Regular readers will remember that I wrote about Zetia back in November. That post had some important background for this week’s news, and a handy lesson about the difference between clinical and intermediate outcomes in medical studies. If you missed it, you may want to check it out. This week, Merck released the data from a study comparing the growth of cholesterol plaques in the arteries of patients taking Zocor (a cholesterol lowering medication proven to prevent strokes and heart attacks) to those taking Zocor and Zetia. The bottom line: Zetia didn’t help shrink the cholesterol plaques and may have actually accelerated their growth slightly. Media hysteria ensued, including this article in the New York Times. Thousands of patients have been calling their doctors, confused about what to do.
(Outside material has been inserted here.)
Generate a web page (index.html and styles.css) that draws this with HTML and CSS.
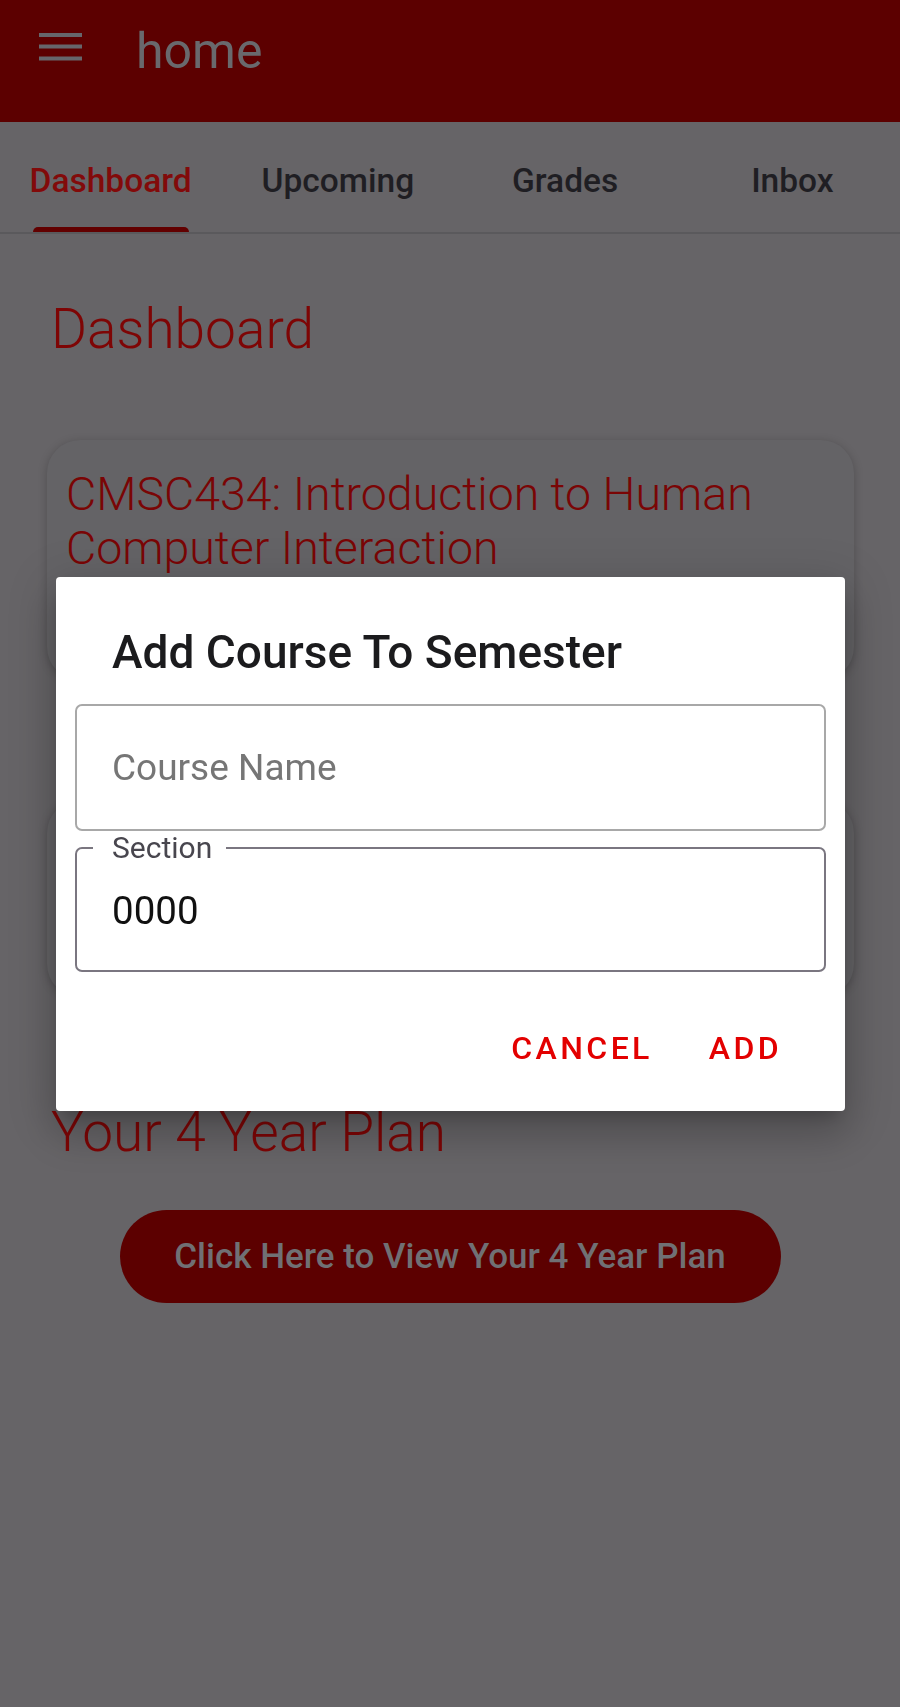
FILE: index.html
```html
<!DOCTYPE html>
<html lang="en">
<head>
<meta charset="utf-8">
<title>home</title>
<link rel="stylesheet" href="styles.css">
</head>
<body>
  <header class="topbar">
    <svg class="menu-icon" width="43" height="28" viewBox="0 0 43 28" aria-hidden="true">
      <rect x="0" y="0" width="43" height="4" fill="currentColor"/>
      <rect x="0" y="11.5" width="43" height="4" fill="currentColor"/>
      <rect x="0" y="23.5" width="43" height="4" fill="currentColor"/>
    </svg>
    <span class="app-title">home</span>
  </header>

  <nav class="tabs">
    <div class="tab active"><span class="tab-inner"><span class="tab-label">Dashboard</span><span class="indicator"></span></span></div>
    <div class="tab"><span class="tab-inner"><span class="tab-label">Upcoming</span></span></div>
    <div class="tab"><span class="tab-inner"><span class="tab-label">Grades</span></span></div>
    <div class="tab"><span class="tab-inner"><span class="tab-label">Inbox</span></span></div>
  </nav>

  <main class="content">
    <h1 class="section-heading first">Dashboard</h1>
    <section class="card card-one">
      <h2 class="card-title">CMSC434: Introduction to Human Computer Interaction</h2>
    </section>
    <section class="card card-two"></section>
    <h1 class="section-heading">Your 4 Year Plan</h1>
    <div class="plan-row">
      <button class="plan-button">Click Here to View Your 4 Year Plan</button>
    </div>
  </main>

  <div class="scrim">
    <div class="dialog" role="dialog">
      <h3 class="dialog-title">Add Course To Semester</h3>
      <div class="field">
        <span class="placeholder">Course Name</span>
      </div>
      <fieldset class="field-outlined">
        <legend class="field-label">Section</legend>
        <div class="field-value">0000</div>
      </fieldset>
      <div class="dialog-actions">
        <button class="text-button">CANCEL</button>
        <button class="text-button">ADD</button>
      </div>
    </div>
  </div>
</body>
</html>
```

FILE: styles.css
```css
* {
  box-sizing: border-box;
}

html, body {
  margin: 0;
  padding: 0;
  background: #666467;
}

body {
  width: 900px;
  min-height: 1707px;
  font-family: Roboto, "Noto Sans", "Liberation Sans", sans-serif;
}

/* ---------- Top bar ---------- */
.topbar {
  height: 122px;
  background: #5c0000;
  display: flex;
  align-items: flex-start;
  padding-left: 39px;
}

.menu-icon {
  color: #66666b;
  margin-top: 33px;
  flex: none;
}

.app-title {
  margin-top: 22px;
  margin-left: 54px;
  font-size: 50px;
  line-height: 58px;
  color: #69696d;
  font-weight: 400;
}

/* ---------- Tabs ---------- */
.tabs {
  display: flex;
  height: 112px;
  border-bottom: 2px solid #5a595c;
  margin-left: -3px;
  margin-right: -6px;
}

.tab {
  flex: 1;
  display: flex;
  justify-content: center;
  padding-top: 39px;
}

.tab-inner {
  display: flex;
  flex-direction: column;
  align-items: stretch;
}

.tab-label {
  font-size: 33.5px;
  line-height: 40px;
  font-weight: 500;
  color: #1f1e23;
  white-space: nowrap;
}

.tab.active .tab-label {
  color: #820a0a;
}

.indicator {
  display: block;
  margin-top: 26px;
  height: 7px;
  margin-left: 3px;
  margin-right: 3px;
  background: #620000;
  border-radius: 5px 5px 0 0;
}

/* ---------- Content ---------- */
.content {
  padding: 0 46px 0 47px;
}

.section-heading {
  margin: 104px 0 0 4px;
  font-size: 55px;
  line-height: 63px;
  font-weight: 300;
  color: #7e0505;
}

.section-heading.first {
  margin-top: 64px;
}

.card {
  background: #646366;
  border-radius: 33px;
  box-shadow: 0 2px 10px rgba(0, 0, 0, 0.22);
  padding: 27px 19px;
}

.card-one {
  margin-top: 79px;
  height: 240px;
}

.card-two {
  margin-top: 120px;
  height: 197px;
}

.card-title {
  margin: 0;
  font-size: 46.5px;
  line-height: 54px;
  font-weight: 300;
  color: #7a0505;
}

.plan-row {
  display: flex;
  justify-content: center;
  margin-top: 46px;
  margin-left: -47px;
  margin-right: -46px;
}

.plan-button {
  width: 661px;
  height: 93px;
  border: none;
  border-radius: 47px;
  background: #5c0000;
  color: #707074;
  font-family: Roboto, "Noto Sans", "Liberation Sans", sans-serif;
  font-size: 35px;
  font-weight: 500;
  padding: 0;
}

/* ---------- Dialog ---------- */
.scrim {
  position: fixed;
  inset: 0;
  display: flex;
  align-items: center;
  justify-content: center;
}

.dialog {
  width: 789px;
  margin-bottom: 19px;
  margin-left: 1px;
  background: #ffffff;
  border-radius: 4px;
  padding: 48px 19px 33px;
  box-shadow: 0 11px 15px -7px rgba(0, 0, 0, 0.2),
              0 24px 38px 3px rgba(0, 0, 0, 0.14),
              0 9px 46px 8px rgba(0, 0, 0, 0.12);
}

.dialog-title {
  margin: 0 0 25px 37px;
  font-size: 46px;
  line-height: 54px;
  font-weight: 500;
  color: #1b1b1d;
}

.field {
  height: 127px;
  border: 2px solid #a8a8a8;
  border-radius: 7px;
  display: flex;
  align-items: center;
  padding-left: 35px;
}

.placeholder {
  font-size: 37px;
  color: #767676;
}

.field-outlined {
  margin: 0;
  padding: 0 0 37px 16px;
  border: 2px solid #7a7680;
  border-radius: 7px;
  min-width: 0;
}

.field-label {
  padding: 0 14px 0 19px;
  font-size: 30px;
  line-height: 34px;
  color: #48464e;
}

.field-value {
  margin-top: 24px;
  padding-left: 19px;
  font-size: 38.5px;
  line-height: 44px;
  color: #111111;
}

.dialog-actions {
  display: flex;
  justify-content: flex-end;
  gap: 24px;
  margin-top: 46px;
  padding-right: 28px;
}

.text-button {
  border: none;
  background: transparent;
  padding: 12px 16px;
  font-family: Roboto, "Noto Sans", "Liberation Sans", sans-serif;
  font-size: 32px;
  line-height: 36px;
  font-weight: 500;
  letter-spacing: 3.4px;
  color: #e30000;
}
```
The American College of Cardiology tried to calm the situation by releasing a statement reminding patients that “this is not an urgent situation and patients should never stop taking any prescribed medications without first discussing the issue with their health care professional.” The statement also included a position about the appropriate role of Zetia and Vytorin, which has not changed with the release of this study.
“The ACC recommends that Zetia remain a reasonable option for patients who are currently on a high dose statin but have not reached their goal. The ACC also notes that Zetia is a reasonable option for patients who cannot tolerate statins or can only tolerate a low dose statin.”
Statins have always been first line for cholesterol treatment because of their proven reduction of strokes and heart attacks. Zetia has never been proven to prevent strokes and heart attacks, and should only be used if more statin can’t be tolerated. Nothing about that changed this week.